NumbersUSA has been denounced by the Southern Poverty Law Center for its ties to nativist and racist organizations. Roy Beck himself was a longtime editor of the white nationalist publication The Social Contract, and NumbersUSA shares a Washington, DC office with the anti-immigrant group ProEnglish. One would expect that their enthusiastic endorsement would be as welcome as that of the Ku Klux Klan.

Representative Rodriguez’s support for the SAVE Act muddies his record as an advocate for the border communities in his district and begs the question: what will he do in Conference Committee? Will he work to strip border walls from the DHS bill, or allow them to tear through his constituents’ communities? Will he side with Chad Foster, or Roy Beck?

It is possible that Representative Rodriguez’ support for the walls in the SAVE Act is a response to the right wing’s howls that he and Senator Hutchison “gutted” the Secure Fence Act when they gave DHS the flexibility to decide whether or not to wall off a given refuge, community, or family farm. Senator Hutchison has been unable to stand up to the right’s criticism, and has given the border wall unwavering support ever since.
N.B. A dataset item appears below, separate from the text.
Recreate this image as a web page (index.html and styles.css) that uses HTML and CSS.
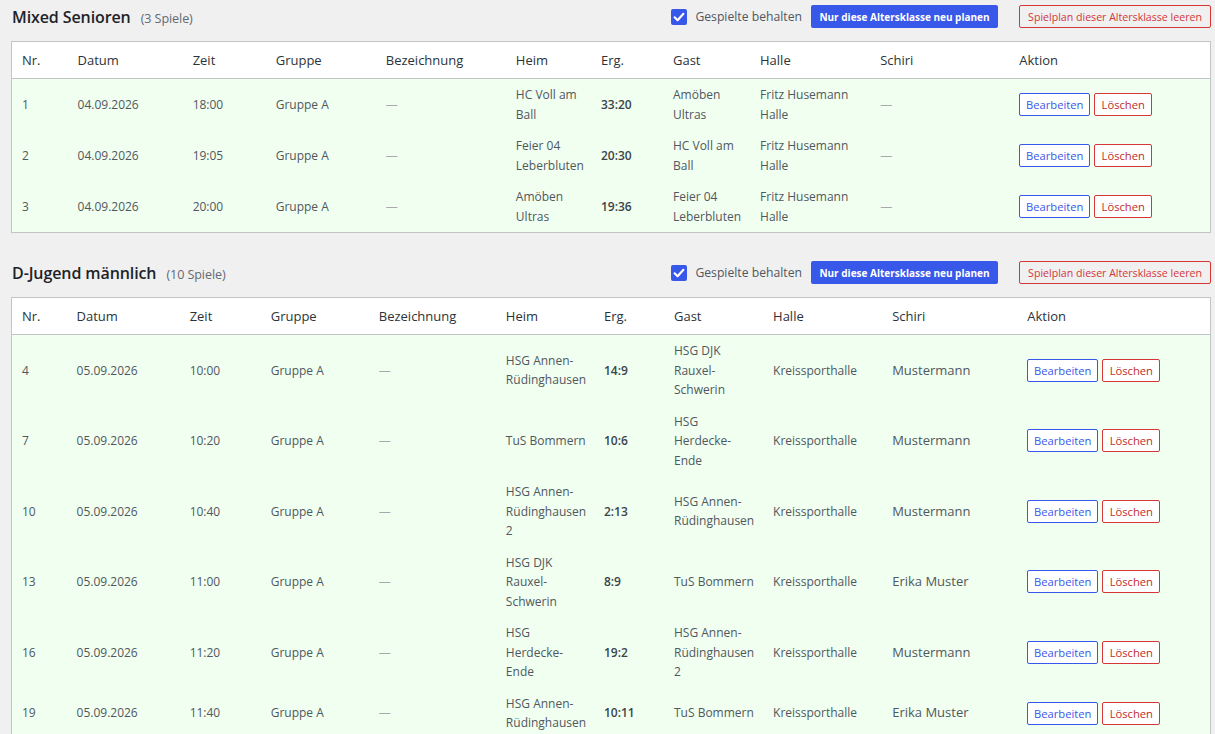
FILE: index.html
```html
<!DOCTYPE html>
<html lang="de">
<head>
<meta charset="utf-8">
<title>Spielplan</title>
<link rel="stylesheet" href="styles.css">
</head>
<body>
<div class="page">

<section class="group">
  <div class="group-head">
    <h2 class="group-title">Mixed Senioren <span class="count">(3 Spiele)</span></h2>
    <div class="group-tools">
      <label class="keep"><span class="check"><svg viewBox="0 0 16 16" width="16" height="16"><path d="M3.6 8.3 6.6 11.2 12.4 4.8" fill="none" stroke="#fff" stroke-width="2.1" stroke-linecap="round" stroke-linejoin="round"/></svg></span>Gespielte behalten</label>
      <button class="btn-primary">Nur diese Altersklasse neu planen</button>
      <button class="btn-danger">Spielplan dieser Altersklasse leeren</button>
    </div>
  </div>
  <table class="games t1">
    <colgroup>
      <col class="c-nr"><col class="c-datum"><col class="c-zeit"><col class="c-gruppe"><col class="c-bez"><col class="c-heim"><col class="c-erg"><col class="c-gast"><col class="c-halle"><col class="c-schiri"><col class="c-aktion">
    </colgroup>
    <thead>
      <tr><th>Nr.</th><th>Datum</th><th>Zeit</th><th>Gruppe</th><th>Bezeichnung</th><th>Heim</th><th>Erg.</th><th>Gast</th><th>Halle</th><th>Schiri</th><th>Aktion</th></tr>
    </thead>
    <tbody>
      <tr><td>1</td><td>04.09.2026</td><td>18:00</td><td>Gruppe A</td><td class="dash">—</td><td>HC Voll am Ball</td><td class="erg">33:20</td><td>Amöben Ultras</td><td>Fritz Husemann Halle</td><td class="dash">—</td><td><div class="actions"><button class="btn-edit">Bearbeiten</button><button class="btn-del">Löschen</button></div></td></tr>
      <tr><td>2</td><td>04.09.2026</td><td>19:05</td><td>Gruppe A</td><td class="dash">—</td><td>Feier 04 Leberbluten</td><td class="erg">20:30</td><td>HC Voll am Ball</td><td>Fritz Husemann Halle</td><td class="dash">—</td><td><div class="actions"><button class="btn-edit">Bearbeiten</button><button class="btn-del">Löschen</button></div></td></tr>
      <tr><td>3</td><td>04.09.2026</td><td>20:00</td><td>Gruppe A</td><td class="dash">—</td><td>Amöben Ultras</td><td class="erg">19:36</td><td>Feier 04 Leberbluten</td><td>Fritz Husemann Halle</td><td class="dash">—</td><td><div class="actions"><button class="btn-edit">Bearbeiten</button><button class="btn-del">Löschen</button></div></td></tr>
    </tbody>
  </table>
</section>

<section class="group">
  <div class="group-head">
    <h2 class="group-title">D-Jugend männlich <span class="count">(10 Spiele)</span></h2>
    <div class="group-tools">
      <label class="keep"><span class="check"><svg viewBox="0 0 16 16" width="16" height="16"><path d="M3.6 8.3 6.6 11.2 12.4 4.8" fill="none" stroke="#fff" stroke-width="2.1" stroke-linecap="round" stroke-linejoin="round"/></svg></span>Gespielte behalten</label>
      <button class="btn-primary">Nur diese Altersklasse neu planen</button>
      <button class="btn-danger">Spielplan dieser Altersklasse leeren</button>
    </div>
  </div>
  <table class="games t2">
    <colgroup>
      <col class="c-nr"><col class="c-datum"><col class="c-zeit"><col class="c-gruppe"><col class="c-bez"><col class="c-heim"><col class="c-erg"><col class="c-gast"><col class="c-halle"><col class="c-schiri"><col class="c-aktion">
    </colgroup>
    <thead>
      <tr><th>Nr.</th><th>Datum</th><th>Zeit</th><th>Gruppe</th><th>Bezeichnung</th><th>Heim</th><th>Erg.</th><th>Gast</th><th>Halle</th><th>Schiri</th><th>Aktion</th></tr>
    </thead>
    <tbody>
      <tr><td>4</td><td>05.09.2026</td><td>10:00</td><td>Gruppe A</td><td class="dash">—</td><td>HSG Annen-Rüdinghausen</td><td class="erg">14:9</td><td>HSG DJK Rauxel-Schwerin</td><td>Kreissporthalle</td><td class="ref">Mustermann</td><td><div class="actions"><button class="btn-edit">Bearbeiten</button><button class="btn-del">Löschen</button></div></td></tr>
      <tr><td>7</td><td>05.09.2026</td><td>10:20</td><td>Gruppe A</td><td class="dash">—</td><td>TuS Bommern</td><td class="erg">10:6</td><td>HSG Herdecke-Ende</td><td>Kreissporthalle</td><td class="ref">Mustermann</td><td><div class="actions"><button class="btn-edit">Bearbeiten</button><button class="btn-del">Löschen</button></div></td></tr>
      <tr><td>10</td><td>05.09.2026</td><td>10:40</td><td>Gruppe A</td><td class="dash">—</td><td>HSG Annen-Rüdinghausen 2</td><td class="erg">2:13</td><td>HSG Annen-Rüdinghausen</td><td>Kreissporthalle</td><td class="ref">Mustermann</td><td><div class="actions"><button class="btn-edit">Bearbeiten</button><button class="btn-del">Löschen</button></div></td></tr>
      <tr><td>13</td><td>05.09.2026</td><td>11:00</td><td>Gruppe A</td><td class="dash">—</td><td>HSG DJK Rauxel-Schwerin</td><td class="erg">8:9</td><td>TuS Bommern</td><td>Kreissporthalle</td><td class="ref">Erika Muster</td><td><div class="actions"><button class="btn-edit">Bearbeiten</button><button class="btn-del">Löschen</button></div></td></tr>
      <tr><td>16</td><td>05.09.2026</td><td>11:20</td><td>Gruppe A</td><td class="dash">—</td><td>HSG Herdecke-Ende</td><td class="erg">19:2</td><td>HSG Annen-Rüdinghausen 2</td><td>Kreissporthalle</td><td class="ref">Mustermann</td><td><div class="actions"><button class="btn-edit">Bearbeiten</button><button class="btn-del">Löschen</button></div></td></tr>
      <tr><td>19</td><td>05.09.2026</td><td>11:40</td><td>Gruppe A</td><td class="dash">—</td><td>HSG Annen-Rüdinghausen</td><td class="erg">10:11</td><td>TuS Bommern</td><td>Kreissporthalle</td><td class="ref">Erika Muster</td><td><div class="actions"><button class="btn-edit">Bearbeiten</button><button class="btn-del">Löschen</button></div></td></tr>
    </tbody>
  </table>
</section>

</div>
</body>
</html>
```

FILE: styles.css
```css
html, body {
  margin: 0;
  padding: 0;
  background: #f0f0f1;
}

body {
  font-family: "Open Sans", "Noto Sans", "Liberation Sans", sans-serif;
  color: #50575e;
}

.page {
  width: 1200px;
  padding: 5px 0 0 11px;
  display: flex;
  flex-direction: column;
  gap: 28px;
}

.group-head {
  display: flex;
  align-items: center;
  justify-content: space-between;
  height: 23px;
  margin-bottom: 13px;
}

.group-title {
  margin: 0 0 0 1px;
  font-size: 16px;
  font-weight: 600;
  color: #1d2327;
  letter-spacing: -0.1px;
}

.group-title .count {
  font-size: 12.6px;
  font-weight: 400;
  color: #646970;
  margin-left: 6px;
}

.group-tools {
  display: flex;
  align-items: center;
}

.keep {
  display: flex;
  align-items: center;
  gap: 8px;
  font-size: 12.2px;
  color: #50575e;
  margin-right: 9px;
}

.check {
  width: 16px;
  height: 16px;
  border-radius: 2px;
  background: #3858e9;
  display: block;
  margin-left: 1px;
}

.check svg {
  display: block;
}

button {
  font-family: inherit;
  cursor: pointer;
  box-sizing: border-box;
}

.btn-primary {
  height: 23px;
  width: 187px;
  padding: 0;
  border: 0;
  border-radius: 2px;
  background: #3858e9;
  color: #fff;
  font-size: 10px;
  font-weight: 700;
  margin-right: 21px;
}

.btn-danger {
  height: 23px;
  width: 192px;
  padding: 0;
  border: 1px solid #d63638;
  border-radius: 2px;
  background: transparent;
  color: #d63638;
  font-size: 10.6px;
}

.games {
  width: 1200px;
  border-collapse: collapse;
  table-layout: fixed;
  border: 1px solid #c3c4c7;
}

.games th {
  background: #fff;
  text-align: left;
  font-weight: 400;
  font-size: 13px;
  color: #2c3338;
  line-height: 20px;
  padding: 8px 6px 8px 10px;
  border-bottom: 1px solid #c3c4c7;
}

.games td {
  background: #f0fff0;
  font-size: 12px;
  line-height: 19.5px;
  padding: 6px 6px 6px 10px;
  vertical-align: middle;
  color: #50575e;
}

.games td.dash {
  color: #a7aaad;
}

.games td.erg {
  font-weight: 600;
  color: #3c434a;
}

.games td.ref {
  font-size: 13px;
  color: #50575e;
}

.actions {
  display: flex;
  gap: 4px;
}

.btn-edit,
.btn-del {
  height: 23px;
  padding: 0;
  border-radius: 2px;
  background: #fff;
  font-size: 11.2px;
}

.btn-edit {
  width: 71px;
  border: 1px solid #3858e9;
  color: #3858e9;
}

.btn-del {
  width: 58px;
  border: 1px solid #d63638;
  color: #c02b2b;
}

.t1 .c-nr { width: 56px; }
.t1 .c-datum { width: 115px; }
.t1 .c-zeit { width: 83px; }
.t1 .c-gruppe { width: 110px; }
.t1 .c-bez { width: 130px; }
.t1 .c-heim { width: 85px; }
.t1 .c-erg { width: 72px; }
.t1 .c-gast { width: 87px; }
.t1 .c-halle { width: 120px; }
.t1 .c-schiri { width: 139px; }
.t1 .c-aktion { width: 201px; }

.t2 .c-nr { width: 55px; }
.t2 .c-datum { width: 113px; }
.t2 .c-zeit { width: 81px; }
.t2 .c-gruppe { width: 108px; }
.t2 .c-bez { width: 127px; }
.t2 .c-heim { width: 98px; }
.t2 .c-erg { width: 70px; }
.t2 .c-gast { width: 99px; }
.t2 .c-halle { width: 119px; }
.t2 .c-schiri { width: 135px; }
.t2 .c-aktion { width: 193px; }
```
Ultimately, Representative Rodriguez was not elected to serve Roy Beck. Ciro Rodriguez is in Washington DC to represent the interests of Eagle Pass, Del Rio, Presidio, and other communities that are threatened with border wall construction. If he fails to act on their behalf by removing the border wall amendment from the DHS bill, more of his constituents will see border walls tear through their communities.